WHAT THIS TASK INVOLVES » Output the data word for word, dropping every image.

SOURCE EXCERPT »
↓↓↓
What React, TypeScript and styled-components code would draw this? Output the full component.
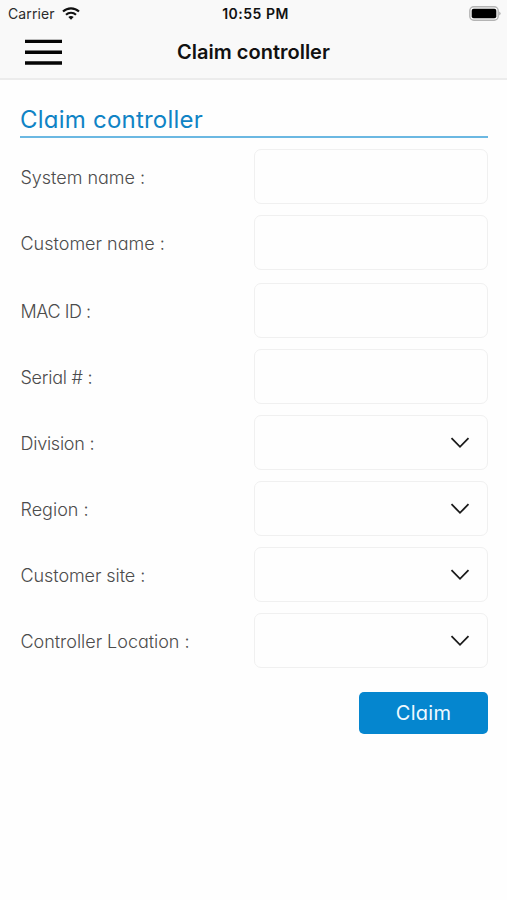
import React from "react";
import styled, { createGlobalStyle } from "styled-components";

const GlobalStyle = createGlobalStyle`
  * { box-sizing: border-box; }
  body { margin: 0; background: #fefefe; }
`;

const Screen = styled.div`
  width: 507px;
  height: 900px;
  overflow: hidden;
  background: #fefefe;
  font-family: Inter, sans-serif;
  color: #111;
`;

const Header = styled.header`
  height: 80px;
  background: #f9f9f9;
  border-bottom: 2px solid #ececec;
`;

const StatusBar = styled.div`
  display: grid;
  grid-template-columns: 1fr auto 1fr;
  align-items: center;
  height: 27px;
  padding: 0 6px 0 8px;
`;

const Carrier = styled.div`
  display: flex;
  align-items: center;
  gap: 7px;
  font-size: 14px;
  letter-spacing: 0.1px;
  color: #2b2b2b;
`;

const Clock = styled.div`
  padding-left: 2px;
  font-size: 14px;
  font-weight: 600;
  letter-spacing: 0.5px;
`;

const BatteryIcon = styled.svg`
  display: block;
  justify-self: end;
`;

const NavBar = styled.nav`
  display: grid;
  grid-template-columns: 1fr auto 1fr;
  align-items: center;
  height: 50px;
  padding: 0 25px;
`;

const MenuButton = styled.button`
  display: flex;
  flex-direction: column;
  gap: 7.5px;
  width: 37px;
  padding: 0;
  border: 0;
  background: none;
`;

const MenuIcon = styled.svg`
  display: block;
`;

const NavTitle = styled.h1`
  margin: 0;
  font-size: 20px;
  line-height: 26px;
  font-weight: 600;
  letter-spacing: 0;
`;

const Content = styled.main`
  padding: 24px 19px 0 20px;
  font-feature-settings: "cv11";
`;

const SectionTitle = styled.h2`
  margin: 0 0 11px;
  height: 34px;
  border-bottom: 2px solid #6bb8e2;
  font-size: 24px;
  line-height: 32px;
  font-weight: 400;
  letter-spacing: 0.22px;
  color: #0f83c5;
`;

const Form = styled.div`
  display: flex;
  flex-direction: column;
  gap: 11px;
`;

const Row = styled.label<{ $offset?: number }>`
  display: grid;
  grid-template-columns: 1fr 234px;
  align-items: center;
  height: 55px;
  margin-top: ${(p) => p.$offset ?? 0}px;
`;

const LabelText = styled.span<{ $tracking: number }>`
  padding: 2px 0 0 0.5px;
  font-size: 18px;
  font-weight: 300;
  line-height: 24px;
  letter-spacing: ${(p) => p.$tracking}px;
  white-space: nowrap;
  color: #4c4c4c;
`;

const Field = styled.span`
  display: flex;
  align-items: center;
  justify-content: flex-end;
  height: 55px;
  padding-right: 17px;
  border: 1.5px solid #f0f0f0;
  border-radius: 7px;
  background: #fefefe;
`;

const Actions = styled.div`
  display: flex;
  justify-content: flex-end;
  padding-top: 24px;
`;

const ClaimButton = styled.button`
  width: 129px;
  height: 42px;
  padding: 1px 0 0;
  border: 0;
  border-radius: 5px;
  background: #0586cf;
  color: #effaff;
  font: 400 20px/41px Inter, sans-serif;
  font-feature-settings: "cv11";
  letter-spacing: 0.3px;
`;

const fields = [
  { label: "System name :", tracking: -0.02 },
  { label: "Customer name :", tracking: 0 },
  { label: "MAC ID :", tracking: -0.45, offset: 2 },
  { label: "Serial # :", tracking: -0.25 },
  { label: "Division :", tracking: -0.25, select: true },
  { label: "Region :", tracking: 0, select: true },
  { label: "Customer site :", tracking: -0.08, select: true },
  { label: "Controller Location :", tracking: -0.03, select: true },
];

const Menu = () => (
  <MenuIcon width="37" height="26" viewBox="0 0 37 26" stroke="#050505" strokeWidth="3.4">
    <path d="M0 2.4h37M0 13.2h37M0 24h37" />
  </MenuIcon>
);

const Wifi = () => (
  <svg width="18" height="13" viewBox="0 0 18 13" fill="none" stroke="#111" strokeWidth="2.1">
    <path d="M1 4.6C5.4.3 12.6.3 17 4.6" />
    <path d="M4 7.7c2.8-2.7 7.2-2.7 10 0" />
    <path d="M6.3 10C7.9 8.5 10.1 8.5 11.7 10L9 12.7Z" fill="#111" stroke="none" />
  </svg>
);

const Battery = () => (
  <BatteryIcon width="32" height="15" viewBox="0 0 32 15">
    <rect x="0.8" y="0.8" width="28.4" height="13.4" rx="4" fill="#f9f9f9" stroke="#b4b4b4" strokeWidth="1.4" />
    <rect x="2.7" y="2.7" width="24.6" height="9.6" rx="2" fill="#000" />
    <path d="M30.4 5.4q2.2 2.1 0 4.2Z" fill="#999" />
  </BatteryIcon>
);

const Chevron = () => (
  <svg width="20" height="12" viewBox="0 0 20 12" fill="none" stroke="#1a1a1a" strokeWidth="1.8">
    <path d="M1.5 1.2 10 9.8l8.5-8.6" />
  </svg>
);

export default function App() {
  return (
    <Screen>
      <GlobalStyle />
      <Header>
        <StatusBar>
          <Carrier>Carrier <Wifi /></Carrier>
          <Clock>10:55 PM</Clock>
          <Battery />
        </StatusBar>
        <NavBar>
          <MenuButton aria-label="Menu"><Menu /></MenuButton>
          <NavTitle>Claim controller</NavTitle>
        </NavBar>
      </Header>
      <Content>
        <SectionTitle>Claim controller</SectionTitle>
        <Form>
          {fields.map((f) => (
            <Row key={f.label} $offset={f.offset}>
              <LabelText $tracking={f.tracking}>{f.label}</LabelText>
              <Field>{f.select && <Chevron />}</Field>
            </Row>
          ))}
        </Form>
        <Actions><ClaimButton>Claim</ClaimButton></Actions>
      </Content>
    </Screen>
  );
}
↑↑↑
ANSWER BELOW »
What React, TypeScript and styled-components code would draw this? Output the full component.
import React from "react";
import styled, { createGlobalStyle } from "styled-components";

const GlobalStyle = createGlobalStyle`
  * { box-sizing: border-box; }
  body { margin: 0; background: #fefefe; }
`;

const Screen = styled.div`
  width: 507px;
  height: 900px;
  overflow: hidden;
  background: #fefefe;
  font-family: Inter, sans-serif;
  color: #111;
`;

const Header = styled.header`
  height: 80px;
  background: #f9f9f9;
  border-bottom: 2px solid #ececec;
`;

const StatusBar = styled.div`
  display: grid;
  grid-template-columns: 1fr auto 1fr;
  align-items: center;
  height: 27px;
  padding: 0 6px 0 8px;
`;

const Carrier = styled.div`
  display: flex;
  align-items: center;
  gap: 7px;
  font-size: 14px;
  letter-spacing: 0.1px;
  color: #2b2b2b;
`;

const Clock = styled.div`
  padding-left: 2px;
  font-size: 14px;
  font-weight: 600;
  letter-spacing: 0.5px;
`;

const BatteryIcon = styled.svg`
  display: block;
  justify-self: end;
`;

const NavBar = styled.nav`
  display: grid;
  grid-template-columns: 1fr auto 1fr;
  align-items: center;
  height: 50px;
  padding: 0 25px;
`;

const MenuButton = styled.button`
  display: flex;
  flex-direction: column;
  gap: 7.5px;
  width: 37px;
  padding: 0;
  border: 0;
  background: none;
`;

const MenuIcon = styled.svg`
  display: block;
`;

const NavTitle = styled.h1`
  margin: 0;
  font-size: 20px;
  line-height: 26px;
  font-weight: 600;
  letter-spacing: 0;
`;

const Content = styled.main`
  padding: 24px 19px 0 20px;
  font-feature-settings: "cv11";
`;

const SectionTitle = styled.h2`
  margin: 0 0 11px;
  height: 34px;
  border-bottom: 2px solid #6bb8e2;
  font-size: 24px;
  line-height: 32px;
  font-weight: 400;
  letter-spacing: 0.22px;
  color: #0f83c5;
`;

const Form = styled.div`
  display: flex;
  flex-direction: column;
  gap: 11px;
`;

const Row = styled.label<{ $offset?: number }>`
  display: grid;
  grid-template-columns: 1fr 234px;
  align-items: center;
  height: 55px;
  margin-top: ${(p) => p.$offset ?? 0}px;
`;

const LabelText = styled.span<{ $tracking: number }>`
  padding: 2px 0 0 0.5px;
  font-size: 18px;
  font-weight: 300;
  line-height: 24px;
  letter-spacing: ${(p) => p.$tracking}px;
  white-space: nowrap;
  color: #4c4c4c;
`;

const Field = styled.span`
  display: flex;
  align-items: center;
  justify-content: flex-end;
  height: 55px;
  padding-right: 17px;
  border: 1.5px solid #f0f0f0;
  border-radius: 7px;
  background: #fefefe;
`;

const Actions = styled.div`
  display: flex;
  justify-content: flex-end;
  padding-top: 24px;
`;

const ClaimButton = styled.button`
  width: 129px;
  height: 42px;
  padding: 1px 0 0;
  border: 0;
  border-radius: 5px;
  background: #0586cf;
  color: #effaff;
  font: 400 20px/41px Inter, sans-serif;
  font-feature-settings: "cv11";
  letter-spacing: 0.3px;
`;

const fields = [
  { label: "System name :", tracking: -0.02 },
  { label: "Customer name :", tracking: 0 },
  { label: "MAC ID :", tracking: -0.45, offset: 2 },
  { label: "Serial # :", tracking: -0.25 },
  { label: "Division :", tracking: -0.25, select: true },
  { label: "Region :", tracking: 0, select: true },
  { label: "Customer site :", tracking: -0.08, select: true },
  { label: "Controller Location :", tracking: -0.03, select: true },
];

const Menu = () => (
  <MenuIcon width="37" height="26" viewBox="0 0 37 26" stroke="#050505" strokeWidth="3.4">
    <path d="M0 2.4h37M0 13.2h37M0 24h37" />
  </MenuIcon>
);

const Wifi = () => (
  <svg width="18" height="13" viewBox="0 0 18 13" fill="none" stroke="#111" strokeWidth="2.1">
    <path d="M1 4.6C5.4.3 12.6.3 17 4.6" />
    <path d="M4 7.7c2.8-2.7 7.2-2.7 10 0" />
    <path d="M6.3 10C7.9 8.5 10.1 8.5 11.7 10L9 12.7Z" fill="#111" stroke="none" />
  </svg>
);

const Battery = () => (
  <BatteryIcon width="32" height="15" viewBox="0 0 32 15">
    <rect x="0.8" y="0.8" width="28.4" height="13.4" rx="4" fill="#f9f9f9" stroke="#b4b4b4" strokeWidth="1.4" />
    <rect x="2.7" y="2.7" width="24.6" height="9.6" rx="2" fill="#000" />
    <path d="M30.4 5.4q2.2 2.1 0 4.2Z" fill="#999" />
  </BatteryIcon>
);

const Chevron = () => (
  <svg width="20" height="12" viewBox="0 0 20 12" fill="none" stroke="#1a1a1a" strokeWidth="1.8">
    <path d="M1.5 1.2 10 9.8l8.5-8.6" />
  </svg>
);

export default function App() {
  return (
    <Screen>
      <GlobalStyle />
      <Header>
        <StatusBar>
          <Carrier>Carrier <Wifi /></Carrier>
          <Clock>10:55 PM</Clock>
          <Battery />
        </StatusBar>
        <NavBar>
          <MenuButton aria-label="Menu"><Menu /></MenuButton>
          <NavTitle>Claim controller</NavTitle>
        </NavBar>
      </Header>
      <Content>
        <SectionTitle>Claim controller</SectionTitle>
        <Form>
          {fields.map((f) => (
            <Row key={f.label} $offset={f.offset}>
              <LabelText $tracking={f.tracking}>{f.label}</LabelText>
              <Field>{f.select && <Chevron />}</Field>
            </Row>
          ))}
        </Form>
        <Actions><ClaimButton>Claim</ClaimButton></Actions>
      </Content>
    </Screen>
  );
}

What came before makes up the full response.